Searching around, I found that something called 'xbacklight' had to be installed, and then when it complained 'No outputs have backlight property' I set out to solve that problem. The recommended solutions such as adding command options to GRUB did not work until I ran across the page: 'https://shreve.io/posts/fixing-xbacklight' which recommends adding a config file inside the X11 directory tree. '/usr/share/X11/xorg.conf.d/10-backlight.conf' Placing the recommended file with the recommended contents in the recommended place finally made the manual backlight/brightness controls work on my laptops.
Now, here are the questions:
He got the info on how to do this from a 'bug report' -- does this mean that the Ascii installer (and therefore the Debian install it was based on) does not recognize certain hardware correctly and installs the wrong X11 drivers? Or does this mean that the default system configuration was botched when designing this version of the Debian/Devuan distro, not taking laptops properly into account? In either case, is this fixed, or will it be fixed, in Beowulf -- or will I have to remember to make manual adjustments to my systems when I upgrade?
Oops, I didn't phrase that right. I was expecting it to remove non-red, or at least blue, from the display. Color 'temperature' is a broad effect that only slightly changes the actual colors on the screen. As I said further along in the paragraph, "submarine-style night mode" is what I was really looking for.
Gentoo? I'd expect Gentoo to recommend you recompile chromium with different flags.
When I was experimenting with it, I found that chromium also cannot connect to audio on Discord. It just sits there "waiting to connect" -- forever. Dunno if that's a reflecting of how bad Discord is, or chromium. I've heard that Discord is a pretty hairy mess written entirely in Javascript and run via Electron even on tablets or desktops. Ergh... so I switched back to Firefox. Which at least does work.
But you never know when Mozilla will do something annoying with Firefox. So I would like to have alternatives to Firefox, and I guess I'll go back and struggle with chromium some more soon.
Every time I start chromium I get a useless prompt for a keyring password that has to be canceled multiple times to get rid of it. There is no such thing as a keyring password on my system, as there is no keyring. Unless chromium creates it, in which case I want to stop it from even creating it. So far, all solutions found by google search have no effect.
Copying /usr/share/applications/chromium.desktop to ~/.local/share/applications and adding the '--password-store=basic' option to the Exec line does nothing. Creating a file called chromium-flags.conf file under .config/chromium and adding the option that that does nothing.
What does it take to tell the current version of chromium to not bother with encrypted keyrings?

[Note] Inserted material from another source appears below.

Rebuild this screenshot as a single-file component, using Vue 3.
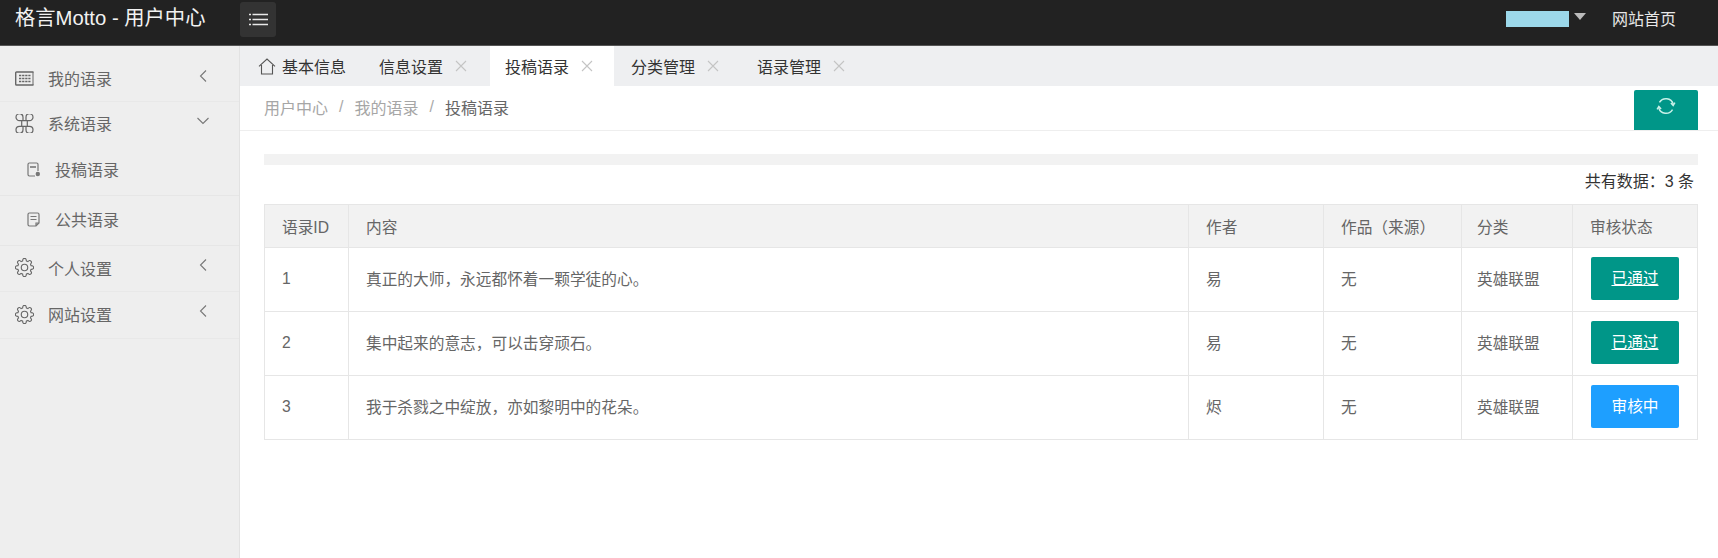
<script setup>
const navTop = [
  { label: '我的语录', icon: 'table' },
  { label: '系统语录', icon: 'cmd', open: true },
]
const navBottom = [
  { label: '个人设置', icon: 'gear' },
  { label: '网站设置', icon: 'gear' },
]
const subNav = ['投稿语录', '公共语录']
const tabs = [
  { label: '信息设置' },
  { label: '投稿语录', active: true },
  { label: '分类管理' },
  { label: '语录管理' },
]
const rows = [
  { id: 1, text: '真正的大师，永远都怀着一颗学徒的心。', author: '易', status: '已通过', ok: true },
  { id: 2, text: '集中起来的意志，可以击穿顽石。', author: '易', status: '已通过', ok: true },
  { id: 3, text: '我于杀戮之中绽放，亦如黎明中的花朵。', author: '烬', status: '审核中', ok: false },
]

// eight rounded teeth round the centre of a 20x20 box
function gearPath() {
  let d = ''
  for (let i = 0; i < 8; i++) {
    const a = (i * Math.PI) / 4
    const pt = (r, da) => {
      const x = 10 + r * Math.cos(a + da)
      const y = 10 + r * Math.sin(a + da)
      return `${x.toFixed(2)} ${y.toFixed(2)}`
    }
    d += `${i === 0 ? 'M' : 'L'}${pt(7.2, -0.27)} Q${pt(9.8, -0.2)} ${pt(9.6, 0)} Q${pt(9.8, 0.2)} ${pt(7.2, 0.27)} `
  }
  return d + 'Z'
}
const gear = gearPath()
</script>

<template>
  <div class="page">
    <header class="topbar">
      <div class="brand">格言Motto - 用户中心</div>
      <button class="menu-btn">
        <svg width="19" height="13" viewBox="0 0 19 13" fill="none" stroke="#e8e8e8" stroke-width="1.4">
          <path d="M0 1.500h2M3.500 1.500H19M0 6.500h2M3.500 6.500H19M0 11.500h2M3.500 11.500H19" />
        </svg>
      </button>
      <div class="top-right">
        <span class="redacted"></span>
        <span class="caret"></span>
        <span class="home-link">网站首页</span>
      </div>
    </header>

    <div class="body">
      <aside class="sidebar">
        <div v-for="n in navTop" :key="n.label" class="nav-item" :class="{ first: n.icon === 'table', open: n.open }">
          <svg v-if="n.icon === 'table'" class="nav-icon" viewBox="0 0 19 15" fill="none" stroke="#666">
            <path d="M18.500 1H1.500a.8.800 0 0 0-.8.800v11.400a.8.800 0 0 0 .8.800h17" stroke-width="1.400" />
            <path d="M18 1v13" stroke-width="1" />
            <path d="M4 4.500h11.500M4 7.500h11.500M4 10.500h11.500" stroke-width="1.500" stroke-dasharray="2.300 .8" />
          </svg>
          <svg v-else class="nav-icon" viewBox="0 0 19 19" fill="none" stroke="#666" stroke-width="1.200">
            <path d="M6.700 6.700h5.600v5.600H6.700z" />
            <path d="M6.700 6.700H4.500a3.500 3.500 0 1 1 3.500-3.500V6.700M12.300 6.700h2.200a3.500 3.500 0 1 0-3.500-3.500V6.700M6.700 12.300H4.500a3.500 3.500 0 1 0 3.500 3.500V12.300M12.300 12.300h2.200a3.500 3.500 0 1 1-3.500 3.500V12.300" />
          </svg>
          <span class="nav-label">{{ n.label }}</span>
          <svg class="chevron" :class="{ down: n.open }" viewBox="0 0 8 14" fill="none" stroke="#777" stroke-width="1.100">
            <path d="M7 1.500 1.500 7 7 12.500" />
          </svg>
        </div>

        <div v-for="(s, i) in subNav" :key="s" class="sub-item" :class="{ second: i === 1 }">
          <svg class="sub-icon" viewBox="0 0 14 15" fill="none" stroke="#777" stroke-width="1.200">
            <template v-if="i === 0">
              <path d="M8 14H2.400A1.400 1.400 0 0 1 1 12.600V2.400A1.400 1.400 0 0 1 2.400 1h7.200A1.400 1.400 0 0 1 11 2.400V9" />
              <path d="M3 5h6" stroke-width="1.600" />
              <circle cx="10.800" cy="12" r="2.200" fill="#777" stroke="none" />
            </template>
            <template v-else>
              <path d="M9 14H2.400A1.400 1.400 0 0 1 1 12.600V2.400A1.400 1.400 0 0 1 2.400 1h8.200A1.400 1.400 0 0 1 12 2.400V11zM9 14v-3h3" />
              <path d="M3.500 4.500h6M3.500 7.500h6" />
            </template>
          </svg>
          <span>{{ s }}</span>
        </div>

        <div v-for="n in navBottom" :key="n.label" class="nav-item bottom">
          <svg class="nav-icon" viewBox="0 0 20 20" fill="none" stroke="#666" stroke-width="1.200">
            <path :d="gear" stroke-linejoin="round" />
            <circle cx="10" cy="10" r="3.400" />
          </svg>
          <span class="nav-label">{{ n.label }}</span>
          <svg class="chevron" viewBox="0 0 8 14" fill="none" stroke="#777" stroke-width="1.100">
            <path d="M7 1.500 1.500 7 7 12.500" />
          </svg>
        </div>
      </aside>

      <main class="main">
        <div class="tabs">
          <div class="tab home">
            <svg width="18" height="17" viewBox="0 0 18 17" fill="none" stroke="#555" stroke-width="1.100">
              <path d="M1 8.300 9 1l8 7.300M3.500 7v9h11V7" />
            </svg>
            <span>基本信息</span>
          </div>
          <div v-for="t in tabs" :key="t.label" class="tab" :class="{ active: t.active }">
            <span>{{ t.label }}</span>
            <svg class="close" width="12" height="12" viewBox="0 0 12 12" stroke="#c4c4c4" stroke-width="1.100">
              <path d="M1 1l10 10M11 1 1 11" />
            </svg>
          </div>
        </div>

        <div class="crumbs">
          <span>用户中心</span><i>/</i><span>我的语录</span><i>/</i><span class="current">投稿语录</span>
          <button class="refresh">
            <svg width="20" height="20" viewBox="0 0 22 22" fill="none" stroke="#c8f0e8" stroke-width="1.600">
              <path d="M3.800 7A8.400 8.400 0 0 1 19 8.800M18.200 15A8.400 8.400 0 0 1 3 13.200" />
              <path d="M16.400 7.600 18.900 10.500 20.800 7.400M5.600 14.400 3.100 11.500 1.200 14.600" />
            </svg>
          </button>
        </div>

        <div class="content">
          <div class="strip"></div>
          <div class="count">共有数据：3 条</div>
          <table class="grid">
            <colgroup>
              <col class="c-id" /><col /><col class="c-author" /><col class="c-work" /><col class="c-cat" /><col class="c-status" />
            </colgroup>
            <thead>
              <tr>
                <th>语录ID</th><th>内容</th><th>作者</th><th>作品（来源）</th><th>分类</th><th>审核状态</th>
              </tr>
            </thead>
            <tbody>
              <tr v-for="r in rows" :key="r.id">
                <td>{{ r.id }}</td>
                <td>{{ r.text }}</td>
                <td>{{ r.author }}</td>
                <td>无</td>
                <td>英雄联盟</td>
                <td>
                  <span class="status" :class="r.ok ? 'ok' : 'pending'">{{ r.status }}</span>
                </td>
              </tr>
            </tbody>
          </table>
        </div>
      </main>
    </div>
  </div>
</template>

<style>
html, body { margin: 0; background: #fff; }
</style>

<style scoped>
.page {
  height: 558px;
  display: flex;
  flex-direction: column;
  font-family: "Liberation Sans", "Noto Sans CJK SC", sans-serif;
  font-size: 16px;
  color: #666;
  overflow: hidden;
}

.topbar {
  height: 45px;
  flex: none;
  display: flex;
  align-items: flex-start;
  background: #222;
  border-bottom: 1px solid #555;
}
.brand {
  width: 240px;
  padding-left: 15px;
  box-sizing: border-box;
  color: #f2f2f2;
  font-size: 20.3px;
  line-height: 37px;
  white-space: nowrap;
}
.menu-btn {
  margin-top: 2px;
  width: 36px;
  height: 35px;
  display: flex;
  align-items: center;
  justify-content: center;
  padding: 0;
  border: 0;
  border-radius: 3px;
  background: #333;
}
.top-right {
  margin-left: auto;
  padding-right: 42px;
  height: 36px;
  display: flex;
  align-items: center;
  color: #e8e8e8;
}
.redacted {
  width: 63px;
  height: 16px;
  background: #9cd8ea;
  margin-top: 2px;
}
.caret {
  margin: -3px 0 0 5px;
  border: 6.5px solid transparent;
  border-top: 7px solid #bbb;
  border-bottom: 0;
}
.home-link { margin-left: 26px; }

.body {
  flex: 1;
  display: flex;
  min-height: 0;
}

.sidebar {
  width: 240px;
  flex: none;
  background: #eee;
  border-right: 1px solid #e2e2e2;
  box-sizing: border-box;
}
.nav-item {
  height: 45px;
  display: flex;
  align-items: center;
  padding-left: 15px;
  position: relative;
  border-bottom: 1px solid #e8e8e8;
  box-sizing: border-box;
}
.nav-item.first {
  height: 56px;
  padding-top: 9px;
}
.nav-item.open {
  height: 46px;
  padding-bottom: 4px;
  border-bottom: 0;
}
.nav-item.bottom {
  height: 46px;
  padding-bottom: 2px;
}
.nav-item.bottom:last-child { height: 47px; }
.nav-icon {
  width: 19px;
  height: 19px;
  flex: none;
  margin-right: 14px;
}
.nav-label { color: #666; }
.chevron {
  position: absolute;
  left: 199px;
  top: 12px;
  width: 8px;
  height: 14px;
}
.nav-item.first .chevron { top: 23px; }
.chevron.down {
  left: 199px;
  top: 12px;
  transform: rotate(-90deg);
}
.sub-item {
  height: 48px;
  display: flex;
  align-items: center;
  padding-left: 27px;
  padding-bottom: 5px;
  box-sizing: border-box;
  border-bottom: 1px solid #e6e6e6;
}
.sub-item.second {
  height: 50px;
  padding-bottom: 3px;
}
.sub-icon {
  width: 14px;
  height: 15px;
  margin-right: 14px;
  flex: none;
}

.main {
  flex: 1;
  min-width: 0;
  display: flex;
  flex-direction: column;
}
.tabs {
  height: 40px;
  flex: none;
  display: flex;
  background: #eeeff1;
  color: #333;
}
.tab {
  width: 124px;
  margin-right: 2px;
  box-sizing: border-box;
  padding-left: 15px;
  display: flex;
  align-items: center;
  gap: 12px;
}
.tab.home {
  margin-right: 0;
  padding-left: 18px;
  gap: 6px;
}
.tab.active { background: #fff; }
.crumbs {
  height: 45px;
  flex: none;
  display: flex;
  align-items: center;
  padding: 0 0 3px 24px;
  border-bottom: 1px solid #eee;
  box-sizing: border-box;
  color: #a6a6a6;
  position: relative;
}
.crumbs i {
  font-style: normal;
  margin: 0 11px;
  color: #aaa;
}
.crumbs .current { color: #666; }
.refresh {
  position: absolute;
  right: 20px;
  top: 4px;
  width: 64px;
  height: 40px;
  padding: 0 0 9px;
  border: 0;
  border-radius: 2px 2px 0 0;
  background: #009688;
  display: flex;
  align-items: center;
  justify-content: center;
}

.content {
  padding: 23px 20px 0 24px;
}
.strip {
  height: 11px;
  background: #f2f2f2;
}
.count {
  height: 39px;
  line-height: 34px;
  text-align: right;
  padding-right: 4px;
  color: #333;
}
.grid {
  width: 100%;
  table-layout: fixed;
  border-collapse: collapse;
  font-size: 15.7px;
  color: #666;
}
.c-id { width: 84px; }
.c-author { width: 135px; }
.c-work { width: 138px; }
.c-cat { width: 111px; }
.c-status { width: 125px; }
.grid th, .grid td {
  border: 1px solid #e6e6e6;
  padding: 0 0 0 17px;
  text-align: left;
  font-weight: 400;
  white-space: nowrap;
}
.grid th:nth-child(5), .grid td:nth-child(5) { padding-left: 15px; }
.grid th {
  height: 42px;
  background: #f2f2f2;
}
.grid td {
  height: 61px;
  padding-bottom: 2px;
}
.grid td:last-child { padding-left: 18px; }
.status {
  display: block;
  width: 88px;
  height: 43px;
  line-height: 43px;
  text-align: center;
  color: #fff;
  border-radius: 2px;
}
.status.ok {
  background: #009688;
  text-decoration: underline;
}
.status.pending { background: #1e9fff; }
</style>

OK, I think I see what is going on. It works, but I didn't understand what it does. I thought it was actually supposed to turn down the 'red' part of all colors in the display. It's just dimming the display slightly. So what I want to do is really eliminate the blue light from anything I run on my desktop. Submarine-style "rig for night running" mode. Is there a way to do that? Or will each program have to be individually configured to only use red colors? I suppose there is an all-red theme for XFCE, or one can be created. But the other programs might be more of a challenge.
Running Redshift with those "one time" switches will change the screen color for about 15-20 seconds. Then it reverts. So far, nothing seems to make Redshift-gtk actually effective. Hmm.....
Not sure if this is a "desktop" or a "system configuration" issue. Installing redshift and redshift-gtk, I ran it and then clicked the icon to get at the config option to have it start with the system. But as far as I can see, it does nothing. There was no change in the color of my screen as the evening wore on, even though it reported that it knew the time was 'night'. Is there some other option that needs to be tweaked somewhere to get it to actually affect the screen color?
This was on a laptop using the default XFCE desktop, so there is no complex issue with ATI or nVidia drivers. Its the standard Intel video driver, and it's the desktop environment the whole system was designed around.
This is only getting weirder every time I try something else. A complete purge and re-install has resulted in no resolv.conf at all in the /etc directory. It's now a symbolic link to /var/run/NetworkManager/resolv.conf but is still controlled by dnssec-triggerd. I don't know if it has the immutable attribute. It gives an error message when I try to check it. At least this time the DNS does work. Maybe the re-install forced it to update to the current master sig/key?
Meanwhile, another system that I hadn't gotten to still has /etc/resolv.conf and it has the immutable attribute. But this one is still successfully producing DNS lookups. Since it works, I won't mess with it for now. If I can ever get a handle on some sort of consistent behavior I'll see about a new thread.
Well, yes, I thought ntp was a good thing for any system to have. How much could it adjust the system time? Only a minute or two, I'd think. And I would have thought it would adjust the hardware clock when it did so.
Still, it might be a good idea to use the known Windows registry tweak to make it use UTC. I've been making other changes to align Wind'ohs with real OSes, such as running my own account as a normal user and having a separate admin account.
According to all of the documentation I can find, setting line 3 of /etc/adjtime to LOCAL tells the system that your BIOS time is local rather than GMT/UTC. But every time I reboot it during a single day, I get that complaint from fsck about the file system superblock being ahead of the real time. Yes, this is a dual boot system with Windows on the other side. Windows system time works properly. You might think that Windows is 'fscking' with something, but this happens even when Windows has not been booted even once that day. It looks like the Linux system is not reading the config file it is supposed to be reading. Has something changed recently in how system time is tracked and/or set?
Well, on my systems (all of them now) is locks resolv.conf and fails to provide the DNS lookups that it has forced the system to ask it for. I've now removed it from all of my systems. It worked for a few days and then went haywire. Frustrating. Hasn't there been a recent update of the "master" signing key? Could that have broken it?